- Also known as: Märy Kiani
- Born: 27 March 1965 (age 61) Drumchapel, Scotland
- Genres: Dance
- Occupation: Singer
- Years active: 1990–present
- Label: Mercury

= Mary Kiani =

Scottish singer (born 1965)

Mary Kiani, usually spelled Märy Kiani on her records, is a Scottish singer who first had hit songs as vocalist for dance music act The Time Frequency (TTF) in the early 1990s and later a solo career. Before TTF, Kiani was a session musician and has toured with Donny Osmond and performed vocals on The Simpsons Yellow Album. Kiani was born in Glasgow to Pakistani parents originally from Rawalpindi.

==The Time Frequency==
"Real Love", featuring Kiani, the group's only top 10 hit on the UK Singles Chart, peaked at No. 8 in November 1993. Other charting singles with Kiani were "New Emotion" No. 36, and "The Ultimate High" / "Power Zone" No. 17. Hit singles for the group without Kiani were "Such a Phantasy" No. 25 and "Dreamscape '94" No. 32.

==Solo career==
After leaving the Time Frequency, Kiani signed a solo recording contract with Mercury Records. She topped numerous club charts and her early singles all made the UK chart. "When I Call Your Name" made No. 18, the double A-side release "I Give It All To You" / "I Imagine" peaked at No. 35, and was followed into the charts by the cover of "Let the Music Play" which reached No. 19. Her fourth release "100%", her last single to be remixed by Motiv8 was another hit at No. 23, and "With or Without You" (a U2 cover) peaked at No. 46. All the singles were taken off her album Long Hard Funky Dreams, which was commercially less successful.

==Discography==
===Albums===

| Title | Album details |
|---|---|
| Long Hard Funky Dreams | Released: 27 January 1997; Label: Mercury (#534 512-2); Formats: CD, CS; |
| The Sydney Sessions | Released: 5 December 2006; Label: JRB Music (#93780.1); Formats: CD; |
| Little Things Mean a Lot | Released: 20 July 2012; Label: Fanfare (#FANFARE067); Formats: CD; |

===Singles===

Year: Title; Peak chart positions; Album
SCO: UK; UK Dance
1995: "When I Call Your Name"; 3; 18; 1; Long Hard Funky Dreams
"I Give It All to You"/"I Imagine": 20; 35; 12
1996: "Let the Music Play"; 9; 19; 6
1997: "100%"; 12; 23; 3
"With or Without You": 21; 46; 9
1999: "Wrap You Up"; —; —; —; The Sydney Sessions
2008: "Anything is Possible"; —; —; —
2015: "Family"; —; —; —; Non-album single
"—" denotes items that did not chart or were not released in that territory.
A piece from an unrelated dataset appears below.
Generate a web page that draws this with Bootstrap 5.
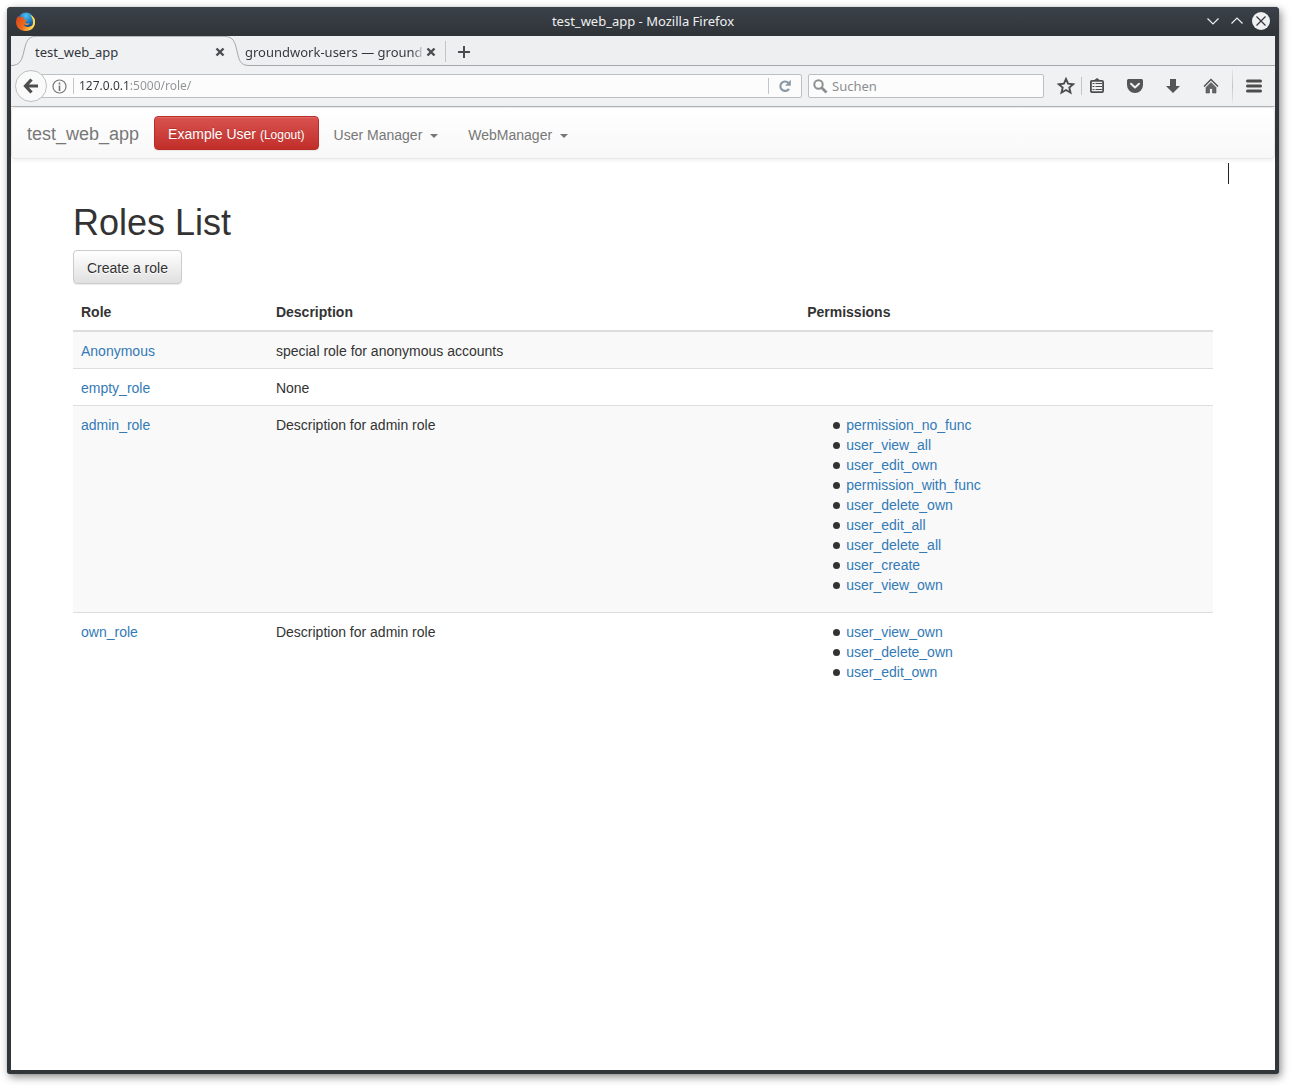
<!DOCTYPE html>
<html lang="en">
<head>
<meta charset="utf-8">
<meta name="viewport" content="width=device-width, initial-scale=1">
<title>test_web_app - Mozilla Firefox</title>
<link rel="stylesheet" href="https://cdn.jsdelivr.net/npm/bootstrap@5.3.0/dist/css/bootstrap.min.css">
<style>
  body { font-family: "Liberation Sans", Arial, sans-serif; font-size: 14px; line-height: 20px; color: #333; background: #fff; padding: 7px 13px 13px 7px; }
  svg { display: block; }
  .app-window { background: #31363b; border-radius: 4px 4px 3px 3px; box-shadow: 2px 3px 8px rgba(0,0,0,.45), 0 0 1px rgba(0,0,0,.35); }
  .chrome-text { font-family: "Noto Sans", sans-serif; font-size: 13px; line-height: 18px; }
  .plain-btn { border: 0; background: none; padding: 0; display: flex; align-items: center; justify-content: center; flex: none; }
  .title-bar { height: 29px; padding: 0 9px 1px; color: #eff0f1; background: linear-gradient(#3b4148, #2f3439); border-radius: 4px 4px 0 0; }
  .title-bar .plain-btn { width: 18px; height: 18px; }
  .window-controls { gap: 6px; }
  .window-body { margin: 0 4px 4px; background: #fff; }

  .tab-strip { height: 30px; background: #eeeff1; color: #31363b; }
  .tab-front { width: 190px; background: #f0f1f3; border-top: 1px solid #b4b8bb; }
  .tab-back { width: 196px; border-bottom: 1px solid #a5a8ab; padding: 2px 9px 0 0; }
  .tab-label { flex: 1; white-space: nowrap; color: inherit; text-decoration: none; }
  .tab-back .tab-label { margin-left: -4px; }
  .tab-fade { background: linear-gradient(90deg, #31363b 94%, #d0d2d4); -webkit-background-clip: text; background-clip: text; -webkit-text-fill-color: transparent; }
  .tab-close { width: 10px; height: 10px; }
  .tab-rest { border-bottom: 1px solid #a5a8ab; padding-top: 2px; }
  .v-rule { width: 1px; height: 16px; background: #c3c6c8; flex: none; }
  .v-rule.tab-rule { height: 21px; }
  .v-rule.url-rule { margin: 0 5px 0 6px; }
  .v-rule.star-rule { height: 18px; margin: 0 3px; }
  .v-rule.menu-rule { height: 34px; margin: 0 9px; background: linear-gradient(#e6e8ea, #c3c6c8, #e6e8ea); }

  .tool-bar { height: 41px; background: #f0f1f3; border-bottom: 1px solid #b5b9bc; padding: 0 9px 0 4px; color: #4d4d4d; }
  .back-btn { width: 32px; height: 32px; border: 1px solid #bcc0c3; border-radius: 50%; background: #fafafa; z-index: 1; }
  .field-box { height: 24px; background: #fcfcfc; border: 1px solid #bcc0c3; border-radius: 2px; }
  .url-box { margin-left: -16px; padding-left: 20px; }
  .bare-input { border: 0; outline: 0; padding: 0; min-width: 0; background: transparent; flex: 1; height: 18px; }
  .url-input { font-size: 12px; background: linear-gradient(90deg, #31363b 51px, #8f9294 51px); -webkit-background-clip: text; background-clip: text; -webkit-text-fill-color: transparent; }
  .reload-btn { width: 32px; }
  .search-box { width: 236px; margin-left: 6px; padding-left: 4px; }
  .search-input { color: #8c8f91; }
  .search-input::placeholder { color: #8c8f91; opacity: 1; }
  .tool-group { margin-left: 10px; }
  .tool-icons { gap: 14px; margin-left: 14px; }
  .tool-btn { width: 24px; height: 24px; color: inherit; }

  .site-nav { min-height: 52px; border: 1px solid #e7e7e7; border-radius: 4px; background: linear-gradient(#fff, #f8f8f8); box-shadow: inset 0 1px 0 rgba(255,255,255,.15), 0 1px 5px rgba(0,0,0,.075); padding: 0; }
  .site-nav .navbar-brand { font-size: 18px; line-height: 20px; color: #777; padding: 16px 15px 14px; margin: 0; }
  .site-nav .navbar-nav .nav-link { color: #777; padding: 17px 15px 13px; font-size: 14px; line-height: 20px; }
  .site-nav .dropdown-toggle::after { border-top-width: 4px; border-right-width: 4px; border-left-width: 4px; margin-left: 8px; vertical-align: 2px; }
  .grad-btn { font-size: 14px; line-height: 20px; padding: 7px 13px 5px; border-radius: 4px; }
  .btn-logout { color: #fff; border-color: #b92c28; background: linear-gradient(#d9534f, #c12e2a); text-shadow: 0 -1px 0 rgba(0,0,0,.2); box-shadow: inset 0 1px 0 rgba(255,255,255,.15), 0 1px 1px rgba(0,0,0,.075); }
  .btn-logout small { font-size: 12px; line-height: 12px; }
  .btn-create { color: #333; border-color: #ccc; background: linear-gradient(#fff, #e0e0e0); text-shadow: 0 1px 0 #fff; box-shadow: inset 0 1px 0 rgba(255,255,255,.15), 0 1px 1px rgba(0,0,0,.075); }
  .page-wrap { max-width: 1170px; padding: 44px 15px 0; }
  .page-title { font-size: 36px; line-height: 40px; font-weight: 400; margin: 0 0 7px; }
  .pointer-mark { top: 56px; right: 46px; width: 1px; height: 21px; background: #222; }

  .roles-table { --bs-table-color: #333; --bs-table-striped-color: #333; --bs-table-striped-bg: #f9f9f9; border-color: #ddd; margin: 10px 0 20px; }
  .roles-table > :not(caption) > * > * { padding: 9px 8px 7px; border-bottom: 0; border-top: 1px solid #ddd; }
  .roles-table > thead > tr > th { padding: 8px; border-top: 0; border-bottom: 2px solid #ddd; }
  .roles-table > tbody > tr:first-child > td { border-top: 0; }
  .roles-table a { color: #337ab7; text-decoration: none; }
  .col-role { width: 17.1%; }
  .col-desc { width: 46.6%; }
  .perm-list { list-style: none; padding-left: 26px; margin: 0 0 10px; }
  .perm-list li { display: flex; align-items: center; }
  .perm-list li::before { content: ""; width: 7px; height: 7px; border-radius: 50%; background: #333; margin-right: 6px; }
</style>
<script src="https://cdn.jsdelivr.net/npm/bootstrap@5.3.0/dist/js/bootstrap.bundle.min.js"></script>
</head>
<body class="min-vh-100 d-flex flex-column">
<div class="app-window flex-grow-1 d-flex flex-column">

  <header class="title-bar chrome-text d-flex align-items-center">
    <div class="flex-fill w-100">
      <svg width="19" height="19" viewBox="0 0 38 38" aria-hidden="true">
        <defs>
          <radialGradient id="globe" cx=".5" cy=".2" r=".8"><stop offset="0" stop-color="#4fc3ee"/><stop offset=".55" stop-color="#1b78c2"/><stop offset="1" stop-color="#14346f"/></radialGradient>
          <linearGradient id="fox" x1="0" y1="0" x2="1" y2=".4"><stop offset="0" stop-color="#d8431a"/><stop offset=".55" stop-color="#ee6a1c"/><stop offset="1" stop-color="#ffd24a"/></linearGradient>
        </defs>
        <circle cx="20" cy="17" r="16" fill="url(#globe)"/>
        <path d="M4 8l3 3c3-2 6-2 8-1-1 2 0 4 2 5l5 1c0 2-3 3-4 4 1 4 6 3 9 3-3 4-9 4-12 1 2 5 8 7 13 5 7-2 9-8 7-14-1-3-2-5-4-7 6 3 7 6 7 12 0 10-8 18-19 18S0 30 0 20C0 15 2 11 4 8z" fill="url(#fox)"/>
        <path d="M28 5c7 3 10 9 10 15 0 8-5 15-13 17 7-5 9-11 9-17 0-6-3-11-6-15z" fill="#ffd84f"/>
      </svg>
    </div>
    <div class="text-nowrap">test_web_app - Mozilla Firefox</div>
    <div class="window-controls flex-fill w-100 d-flex justify-content-end">
      <button type="button" class="plain-btn" aria-label="Minimize"><svg width="18" height="18" viewBox="0 0 18 18"><path d="M3.500 6.500L9 12l5.500-5.500" fill="none" stroke="#eff0f1" stroke-width="1.200"/></svg></button>
      <button type="button" class="plain-btn" aria-label="Maximize"><svg width="18" height="18" viewBox="0 0 18 18"><path d="M3.500 11.500L9 6l5.500 5.500" fill="none" stroke="#eff0f1" stroke-width="1.200"/></svg></button>
      <button type="button" class="plain-btn" aria-label="Close window"><svg width="18" height="18" viewBox="0 0 18 18"><circle cx="9" cy="9" r="9" fill="#eff0f1"/><path d="M4.500 4.500l9 9M13.500 4.500l-9 9" stroke="#31363b" stroke-width="1.200"/></svg></button>
    </div>
  </header>

  <div class="window-body flex-grow-1 d-flex flex-column">
    <div class="tab-strip chrome-text d-flex">
      <svg class="flex-shrink-0" width="24" height="30" viewBox="0 0 24 30" aria-hidden="true"><path d="M0 29.500C9 29.500 11 24 13 15S17 .5 24 .5V30H0z" fill="#f0f1f3"/><path d="M0 29.500C9 29.500 11 24 13 15S17 .5 24 .5" fill="none" stroke="#a5a8ab"/></svg>
      <div class="tab-front d-flex align-items-center">
        <a href="#" class="tab-label">test_web_app</a>
        <button type="button" class="plain-btn tab-close" aria-label="Close tab"><svg width="10" height="10" viewBox="0 0 10 10"><path d="M1.500 1.500l7 7M8.500 1.500l-7 7" stroke="#4a4d4f" stroke-width="2.400"/></svg></button>
      </div>
      <svg class="flex-shrink-0" width="24" height="30" viewBox="0 0 24 30" aria-hidden="true"><path d="M0 .5C8 .5 10 6 12 15S15 29.500 24 29.500V30H0z" fill="#f0f1f3"/><path d="M0 .5C8 .5 10 6 12 15S15 29.500 24 29.500" fill="none" stroke="#a5a8ab"/></svg>
      <div class="tab-back d-flex align-items-center">
        <a href="#" class="tab-label"><span class="tab-fade">groundwork-users — ground</span></a>
        <button type="button" class="plain-btn tab-close" aria-label="Close tab"><svg width="10" height="10" viewBox="0 0 10 10"><path d="M1.500 1.500l7 7M8.500 1.500l-7 7" stroke="#4a4d4f" stroke-width="2.400"/></svg></button>
      </div>
      <div class="tab-rest flex-grow-1 d-flex align-items-center">
        <span class="v-rule tab-rule"></span>
        <button type="button" class="plain-btn ms-2" aria-label="New tab"><svg width="20" height="20" viewBox="0 0 20 20"><path d="M10 4v12M4 10h12" stroke="#4a4d4f" stroke-width="2"/></svg></button>
      </div>
    </div>

    <div class="tool-bar chrome-text d-flex align-items-center">
      <button type="button" class="plain-btn back-btn" aria-label="Back"><svg width="16" height="16" viewBox="0 0 16 16"><path d="M8.500 1.500L2.500 8l6 6.500M3 8h12" fill="none" stroke="#4d4d4d" stroke-width="3.200"/></svg></button>
      <div class="field-box url-box flex-grow-1 d-flex align-items-center">
        <svg class="flex-shrink-0" width="15" height="15" viewBox="0 0 15 15" aria-hidden="true"><circle cx="7.500" cy="7.500" r="6.500" fill="none" stroke="#737679" stroke-width="1.200"/><path d="M7.500 3.500v2M7.500 6.500V12" stroke="#737679" stroke-width="1.600"/></svg>
        <span class="v-rule url-rule"></span>
        <input type="text" class="bare-input url-input" aria-label="Address" value="127.0.0.1:5000/role/">
        <span class="v-rule"></span>
        <button type="button" class="plain-btn reload-btn" aria-label="Reload"><svg width="14" height="14" viewBox="0 0 14 14"><path d="M10.500 4A4.700 4.700 0 1 0 11 9.800" fill="none" stroke="#8b98a5" stroke-width="2.200"/><path d="M12.800.8v5.900H7z" fill="#8b98a5"/></svg></button>
      </div>
      <div class="field-box search-box d-flex align-items-center flex-shrink-0">
        <svg class="flex-shrink-0 me-1" width="15" height="15" viewBox="0 0 15 15" aria-hidden="true"><circle cx="5.500" cy="5.500" r="4.200" fill="none" stroke="#8c8f91" stroke-width="2"/><path d="M8.500 8.500l5 5" stroke="#8c8f91" stroke-width="2.600"/></svg>
        <input type="search" class="bare-input search-input" aria-label="Suchen" placeholder="Suchen">
      </div>
      <div class="tool-group d-flex align-items-center flex-shrink-0">
        <button type="button" class="plain-btn tool-btn" aria-label="Bookmark"><svg width="18" height="18" viewBox="0 0 18 18"><path d="M9 2l2.100 4.700 5.100.5-3.900 3.400 1.200 5L9 13l-4.500 2.600 1.200-5L1.800 7.200l5.100-.5z" fill="none" stroke="currentColor" stroke-width="1.900"/></svg></button>
        <span class="v-rule star-rule"></span>
        <button type="button" class="plain-btn tool-btn" aria-label="Bookmark list"><svg width="16" height="16" viewBox="0 0 16 16"><path d="M4 3L8 0l4 3z" fill="currentColor"/><rect x="1.900" y="2.900" width="12.200" height="11.200" rx="1" fill="none" stroke="currentColor" stroke-width="1.800"/><path d="M3.500 5.500h2M3.500 8.500h2M3.500 11.500h2M6.500 5.500h6.500M6.500 8.500h6.500M6.500 11.500h6.500" stroke="currentColor"/></svg></button>
        <div class="tool-icons d-flex">
          <button type="button" class="plain-btn tool-btn" aria-label="Pocket"><svg width="16" height="16" viewBox="0 0 16 16"><path d="M1.500 1h13A1.500 1.500 0 0 1 16 2.500V7A8 8 0 0 1 0 7V2.500A1.500 1.500 0 0 1 1.500 1z" fill="#555"/><path d="M4 5.800l4 3.700 4-3.700" fill="none" stroke="#f0f1f3" stroke-width="2" stroke-linecap="round" stroke-linejoin="round"/></svg></button>
          <button type="button" class="plain-btn tool-btn" aria-label="Downloads"><svg width="16" height="16" viewBox="0 0 16 16"><path d="M5 1h6v7h4l-7 7-7-7h4z" fill="#555"/></svg></button>
          <button type="button" class="plain-btn tool-btn" aria-label="Home"><svg width="16" height="16" viewBox="0 0 16 16"><path d="M1 8.500l7-7 7 7" fill="none" stroke="currentColor" stroke-width="1.400"/><path d="M3 9.500l5-5 5 5V15H9.500v-4.500h-3V15H3z" fill="#666" stroke="currentColor" stroke-width=".6"/></svg></button>
        </div>
        <span class="v-rule menu-rule"></span>
        <button type="button" class="plain-btn tool-btn" aria-label="Menu"><svg width="16" height="14" viewBox="0 0 16 14"><path d="M1.500 2h13M1.500 7h13M1.500 12h13" stroke="currentColor" stroke-width="3" stroke-linecap="round"/></svg></button>
      </div>
    </div>

    <div class="position-relative">
      <nav class="navbar navbar-expand site-nav">
        <div class="d-flex align-items-center">
          <a class="navbar-brand" href="#">test_web_app</a>
          <a class="btn grad-btn btn-logout" href="#">Example User <small>(Logout)</small></a>
          <ul class="navbar-nav">
            <li class="nav-item dropdown"><a class="nav-link dropdown-toggle" href="#" role="button" data-bs-toggle="dropdown">User Manager</a></li>
            <li class="nav-item dropdown"><a class="nav-link dropdown-toggle" href="#" role="button" data-bs-toggle="dropdown">WebManager</a></li>
          </ul>
        </div>
      </nav>
      <span class="pointer-mark position-absolute"></span>

      <main class="container-fluid page-wrap">
        <h1 class="page-title">Roles List</h1>
        <button type="button" class="btn grad-btn btn-create">Create a role</button>
        <table class="table table-striped roles-table">
          <thead>
            <tr><th class="col-role" scope="col">Role</th><th class="col-desc" scope="col">Description</th><th scope="col">Permissions</th></tr>
          </thead>
          <tbody>
            <tr><td><a href="#">Anonymous</a></td><td>special role for anonymous accounts</td><td></td></tr>
            <tr><td><a href="#">empty_role</a></td><td>None</td><td></td></tr>
            <tr>
              <td><a href="#">admin_role</a></td><td>Description for admin role</td>
              <td><ul class="perm-list">
                <li><a href="#">permission_no_func</a></li>
                <li><a href="#">user_view_all</a></li>
                <li><a href="#">user_edit_own</a></li>
                <li><a href="#">permission_with_func</a></li>
                <li><a href="#">user_delete_own</a></li>
                <li><a href="#">user_edit_all</a></li>
                <li><a href="#">user_delete_all</a></li>
                <li><a href="#">user_create</a></li>
                <li><a href="#">user_view_own</a></li>
              </ul></td>
            </tr>
            <tr>
              <td><a href="#">own_role</a></td><td>Description for admin role</td>
              <td><ul class="perm-list">
                <li><a href="#">user_view_own</a></li>
                <li><a href="#">user_delete_own</a></li>
                <li><a href="#">user_edit_own</a></li>
              </ul></td>
            </tr>
          </tbody>
        </table>
      </main>
    </div>
  </div>
</div>
</body>
</html>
===Singles with The Time Frequency===

Year: Title; Peak chart positions; Album
SCO: UK; UK Dance; UK Indie
1992: "Real Love"; —; 60; —; —; Dominator
New Emotion (EP): —; 36; —; —
1993: The Power Zone EP; —; 17; —; —
"Real Love '93": —; 8; —; —
2002: "Real Love 2002"; 12; 43; 10; 4; Futurelands
"—" denotes items that did not chart or were not released in that territory.